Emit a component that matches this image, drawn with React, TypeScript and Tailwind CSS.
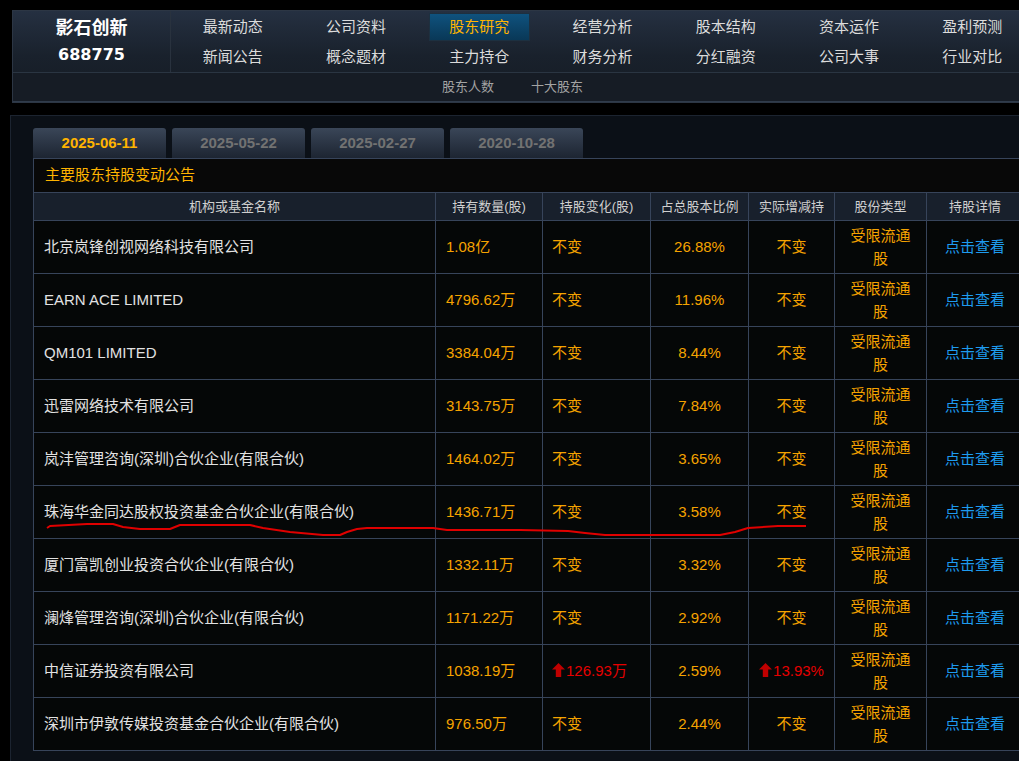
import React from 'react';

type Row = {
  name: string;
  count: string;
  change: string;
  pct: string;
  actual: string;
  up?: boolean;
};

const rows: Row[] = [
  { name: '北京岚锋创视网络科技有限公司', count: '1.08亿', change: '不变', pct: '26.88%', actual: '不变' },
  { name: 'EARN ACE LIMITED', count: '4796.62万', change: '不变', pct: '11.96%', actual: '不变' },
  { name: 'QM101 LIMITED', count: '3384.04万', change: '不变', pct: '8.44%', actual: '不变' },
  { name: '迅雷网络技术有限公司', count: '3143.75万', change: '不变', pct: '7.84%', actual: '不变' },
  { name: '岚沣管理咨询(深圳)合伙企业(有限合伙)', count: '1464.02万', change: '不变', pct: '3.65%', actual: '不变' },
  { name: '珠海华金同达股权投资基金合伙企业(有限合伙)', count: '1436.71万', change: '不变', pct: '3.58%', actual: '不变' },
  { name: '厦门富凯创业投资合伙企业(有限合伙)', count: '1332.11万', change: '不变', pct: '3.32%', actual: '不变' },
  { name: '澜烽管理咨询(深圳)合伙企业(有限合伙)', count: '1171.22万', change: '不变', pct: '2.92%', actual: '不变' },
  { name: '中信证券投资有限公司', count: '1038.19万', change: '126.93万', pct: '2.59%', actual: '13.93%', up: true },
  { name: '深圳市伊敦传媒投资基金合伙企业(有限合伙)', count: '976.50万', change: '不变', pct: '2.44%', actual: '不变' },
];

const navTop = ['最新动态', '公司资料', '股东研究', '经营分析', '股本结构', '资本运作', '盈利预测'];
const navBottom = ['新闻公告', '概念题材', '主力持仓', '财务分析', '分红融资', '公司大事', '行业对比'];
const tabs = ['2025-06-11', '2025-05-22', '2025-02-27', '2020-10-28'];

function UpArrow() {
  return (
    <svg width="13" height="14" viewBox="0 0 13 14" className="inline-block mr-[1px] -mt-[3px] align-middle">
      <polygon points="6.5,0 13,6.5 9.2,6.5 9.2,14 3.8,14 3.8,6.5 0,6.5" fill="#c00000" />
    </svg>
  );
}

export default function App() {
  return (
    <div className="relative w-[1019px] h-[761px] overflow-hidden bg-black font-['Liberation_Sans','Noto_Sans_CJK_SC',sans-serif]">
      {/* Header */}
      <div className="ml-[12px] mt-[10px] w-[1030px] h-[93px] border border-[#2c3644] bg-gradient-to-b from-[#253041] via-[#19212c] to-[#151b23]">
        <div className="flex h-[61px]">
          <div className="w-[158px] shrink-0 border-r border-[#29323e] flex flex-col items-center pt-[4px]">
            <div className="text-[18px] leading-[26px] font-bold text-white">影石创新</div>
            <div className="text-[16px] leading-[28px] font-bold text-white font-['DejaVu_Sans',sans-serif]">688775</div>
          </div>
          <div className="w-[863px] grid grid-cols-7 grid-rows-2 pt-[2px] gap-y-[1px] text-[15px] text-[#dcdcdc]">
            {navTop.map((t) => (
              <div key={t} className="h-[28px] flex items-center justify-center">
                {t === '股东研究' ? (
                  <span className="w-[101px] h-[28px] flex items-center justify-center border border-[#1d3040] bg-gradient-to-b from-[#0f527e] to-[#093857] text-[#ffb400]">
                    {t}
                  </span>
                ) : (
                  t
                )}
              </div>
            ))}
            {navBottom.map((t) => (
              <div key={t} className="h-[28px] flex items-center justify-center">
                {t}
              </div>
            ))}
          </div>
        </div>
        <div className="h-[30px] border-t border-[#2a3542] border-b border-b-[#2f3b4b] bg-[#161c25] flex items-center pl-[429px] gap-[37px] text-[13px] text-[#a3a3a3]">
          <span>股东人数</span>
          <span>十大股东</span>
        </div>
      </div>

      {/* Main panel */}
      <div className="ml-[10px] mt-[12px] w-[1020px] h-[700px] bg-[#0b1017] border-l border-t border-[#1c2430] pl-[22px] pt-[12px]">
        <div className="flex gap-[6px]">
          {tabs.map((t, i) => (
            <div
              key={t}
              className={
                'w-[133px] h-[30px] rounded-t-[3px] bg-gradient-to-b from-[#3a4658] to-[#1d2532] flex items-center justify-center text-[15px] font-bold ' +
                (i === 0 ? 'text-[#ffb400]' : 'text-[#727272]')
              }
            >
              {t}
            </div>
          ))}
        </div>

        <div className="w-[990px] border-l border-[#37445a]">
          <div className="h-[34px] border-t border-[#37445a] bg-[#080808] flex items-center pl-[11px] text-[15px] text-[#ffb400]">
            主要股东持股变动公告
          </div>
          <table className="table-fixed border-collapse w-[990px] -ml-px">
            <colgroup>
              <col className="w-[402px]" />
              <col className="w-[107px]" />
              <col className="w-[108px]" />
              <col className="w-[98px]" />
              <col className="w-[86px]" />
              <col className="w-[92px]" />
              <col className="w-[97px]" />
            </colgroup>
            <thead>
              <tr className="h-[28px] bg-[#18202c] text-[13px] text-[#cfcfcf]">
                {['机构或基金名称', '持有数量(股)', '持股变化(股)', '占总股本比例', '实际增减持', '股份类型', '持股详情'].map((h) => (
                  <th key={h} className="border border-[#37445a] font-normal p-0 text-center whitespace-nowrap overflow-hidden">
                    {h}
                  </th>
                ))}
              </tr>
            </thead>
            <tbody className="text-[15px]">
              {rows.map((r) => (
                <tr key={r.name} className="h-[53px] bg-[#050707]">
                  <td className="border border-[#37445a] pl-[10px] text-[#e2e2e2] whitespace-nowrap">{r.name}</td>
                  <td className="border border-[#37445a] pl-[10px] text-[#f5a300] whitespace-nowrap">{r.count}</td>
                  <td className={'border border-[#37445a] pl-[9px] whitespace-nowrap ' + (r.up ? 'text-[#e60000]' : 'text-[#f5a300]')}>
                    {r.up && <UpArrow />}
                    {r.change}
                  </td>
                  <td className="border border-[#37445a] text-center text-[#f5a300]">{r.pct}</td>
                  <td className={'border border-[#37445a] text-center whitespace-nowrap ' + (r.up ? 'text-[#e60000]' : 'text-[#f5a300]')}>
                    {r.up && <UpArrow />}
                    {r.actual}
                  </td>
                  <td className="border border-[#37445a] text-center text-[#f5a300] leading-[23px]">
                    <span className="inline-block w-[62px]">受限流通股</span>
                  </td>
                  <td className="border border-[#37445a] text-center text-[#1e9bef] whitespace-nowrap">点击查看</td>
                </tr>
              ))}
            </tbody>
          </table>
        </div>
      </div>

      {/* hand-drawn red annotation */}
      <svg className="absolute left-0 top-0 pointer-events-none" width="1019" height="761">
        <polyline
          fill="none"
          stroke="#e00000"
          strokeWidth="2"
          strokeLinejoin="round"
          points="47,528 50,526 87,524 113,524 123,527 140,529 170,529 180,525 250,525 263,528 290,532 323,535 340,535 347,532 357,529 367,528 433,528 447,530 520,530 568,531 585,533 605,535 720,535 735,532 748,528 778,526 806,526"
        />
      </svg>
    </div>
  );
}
######
→ **WHAT YOU WILL DO**
Quote the preceding listing precisely and completely, omitting its images.

→ **REPLY**
Emit a component that matches this image, drawn with React, TypeScript and Tailwind CSS.
import React from 'react';

type Row = {
  name: string;
  count: string;
  change: string;
  pct: string;
  actual: string;
  up?: boolean;
};

const rows: Row[] = [
  { name: '北京岚锋创视网络科技有限公司', count: '1.08亿', change: '不变', pct: '26.88%', actual: '不变' },
  { name: 'EARN ACE LIMITED', count: '4796.62万', change: '不变', pct: '11.96%', actual: '不变' },
  { name: 'QM101 LIMITED', count: '3384.04万', change: '不变', pct: '8.44%', actual: '不变' },
  { name: '迅雷网络技术有限公司', count: '3143.75万', change: '不变', pct: '7.84%', actual: '不变' },
  { name: '岚沣管理咨询(深圳)合伙企业(有限合伙)', count: '1464.02万', change: '不变', pct: '3.65%', actual: '不变' },
  { name: '珠海华金同达股权投资基金合伙企业(有限合伙)', count: '1436.71万', change: '不变', pct: '3.58%', actual: '不变' },
  { name: '厦门富凯创业投资合伙企业(有限合伙)', count: '1332.11万', change: '不变', pct: '3.32%', actual: '不变' },
  { name: '澜烽管理咨询(深圳)合伙企业(有限合伙)', count: '1171.22万', change: '不变', pct: '2.92%', actual: '不变' },
  { name: '中信证券投资有限公司', count: '1038.19万', change: '126.93万', pct: '2.59%', actual: '13.93%', up: true },
  { name: '深圳市伊敦传媒投资基金合伙企业(有限合伙)', count: '976.50万', change: '不变', pct: '2.44%', actual: '不变' },
];

const navTop = ['最新动态', '公司资料', '股东研究', '经营分析', '股本结构', '资本运作', '盈利预测'];
const navBottom = ['新闻公告', '概念题材', '主力持仓', '财务分析', '分红融资', '公司大事', '行业对比'];
const tabs = ['2025-06-11', '2025-05-22', '2025-02-27', '2020-10-28'];

function UpArrow() {
  return (
    <svg width="13" height="14" viewBox="0 0 13 14" className="inline-block mr-[1px] -mt-[3px] align-middle">
      <polygon points="6.5,0 13,6.5 9.2,6.5 9.2,14 3.8,14 3.8,6.5 0,6.5" fill="#c00000" />
    </svg>
  );
}

export default function App() {
  return (
    <div className="relative w-[1019px] h-[761px] overflow-hidden bg-black font-['Liberation_Sans','Noto_Sans_CJK_SC',sans-serif]">
      {/* Header */}
      <div className="ml-[12px] mt-[10px] w-[1030px] h-[93px] border border-[#2c3644] bg-gradient-to-b from-[#253041] via-[#19212c] to-[#151b23]">
        <div className="flex h-[61px]">
          <div className="w-[158px] shrink-0 border-r border-[#29323e] flex flex-col items-center pt-[4px]">
            <div className="text-[18px] leading-[26px] font-bold text-white">影石创新</div>
            <div className="text-[16px] leading-[28px] font-bold text-white font-['DejaVu_Sans',sans-serif]">688775</div>
          </div>
          <div className="w-[863px] grid grid-cols-7 grid-rows-2 pt-[2px] gap-y-[1px] text-[15px] text-[#dcdcdc]">
            {navTop.map((t) => (
              <div key={t} className="h-[28px] flex items-center justify-center">
                {t === '股东研究' ? (
                  <span className="w-[101px] h-[28px] flex items-center justify-center border border-[#1d3040] bg-gradient-to-b from-[#0f527e] to-[#093857] text-[#ffb400]">
                    {t}
                  </span>
                ) : (
                  t
                )}
              </div>
            ))}
            {navBottom.map((t) => (
              <div key={t} className="h-[28px] flex items-center justify-center">
                {t}
              </div>
            ))}
          </div>
        </div>
        <div className="h-[30px] border-t border-[#2a3542] border-b border-b-[#2f3b4b] bg-[#161c25] flex items-center pl-[429px] gap-[37px] text-[13px] text-[#a3a3a3]">
          <span>股东人数</span>
          <span>十大股东</span>
        </div>
      </div>

      {/* Main panel */}
      <div className="ml-[10px] mt-[12px] w-[1020px] h-[700px] bg-[#0b1017] border-l border-t border-[#1c2430] pl-[22px] pt-[12px]">
        <div className="flex gap-[6px]">
          {tabs.map((t, i) => (
            <div
              key={t}
              className={
                'w-[133px] h-[30px] rounded-t-[3px] bg-gradient-to-b from-[#3a4658] to-[#1d2532] flex items-center justify-center text-[15px] font-bold ' +
                (i === 0 ? 'text-[#ffb400]' : 'text-[#727272]')
              }
            >
              {t}
            </div>
          ))}
        </div>

        <div className="w-[990px] border-l border-[#37445a]">
          <div className="h-[34px] border-t border-[#37445a] bg-[#080808] flex items-center pl-[11px] text-[15px] text-[#ffb400]">
            主要股东持股变动公告
          </div>
          <table className="table-fixed border-collapse w-[990px] -ml-px">
            <colgroup>
              <col className="w-[402px]" />
              <col className="w-[107px]" />
              <col className="w-[108px]" />
              <col className="w-[98px]" />
              <col className="w-[86px]" />
              <col className="w-[92px]" />
              <col className="w-[97px]" />
            </colgroup>
            <thead>
              <tr className="h-[28px] bg-[#18202c] text-[13px] text-[#cfcfcf]">
                {['机构或基金名称', '持有数量(股)', '持股变化(股)', '占总股本比例', '实际增减持', '股份类型', '持股详情'].map((h) => (
                  <th key={h} className="border border-[#37445a] font-normal p-0 text-center whitespace-nowrap overflow-hidden">
                    {h}
                  </th>
                ))}
              </tr>
            </thead>
            <tbody className="text-[15px]">
              {rows.map((r) => (
                <tr key={r.name} className="h-[53px] bg-[#050707]">
                  <td className="border border-[#37445a] pl-[10px] text-[#e2e2e2] whitespace-nowrap">{r.name}</td>
                  <td className="border border-[#37445a] pl-[10px] text-[#f5a300] whitespace-nowrap">{r.count}</td>
                  <td className={'border border-[#37445a] pl-[9px] whitespace-nowrap ' + (r.up ? 'text-[#e60000]' : 'text-[#f5a300]')}>
                    {r.up && <UpArrow />}
                    {r.change}
                  </td>
                  <td className="border border-[#37445a] text-center text-[#f5a300]">{r.pct}</td>
                  <td className={'border border-[#37445a] text-center whitespace-nowrap ' + (r.up ? 'text-[#e60000]' : 'text-[#f5a300]')}>
                    {r.up && <UpArrow />}
                    {r.actual}
                  </td>
                  <td className="border border-[#37445a] text-center text-[#f5a300] leading-[23px]">
                    <span className="inline-block w-[62px]">受限流通股</span>
                  </td>
                  <td className="border border-[#37445a] text-center text-[#1e9bef] whitespace-nowrap">点击查看</td>
                </tr>
              ))}
            </tbody>
          </table>
        </div>
      </div>

      {/* hand-drawn red annotation */}
      <svg className="absolute left-0 top-0 pointer-events-none" width="1019" height="761">
        <polyline
          fill="none"
          stroke="#e00000"
          strokeWidth="2"
          strokeLinejoin="round"
          points="47,528 50,526 87,524 113,524 123,527 140,529 170,529 180,525 250,525 263,528 290,532 323,535 340,535 347,532 357,529 367,528 433,528 447,530 520,530 568,531 585,533 605,535 720,535 735,532 748,528 778,526 806,526"
        />
      </svg>
    </div>
  );
}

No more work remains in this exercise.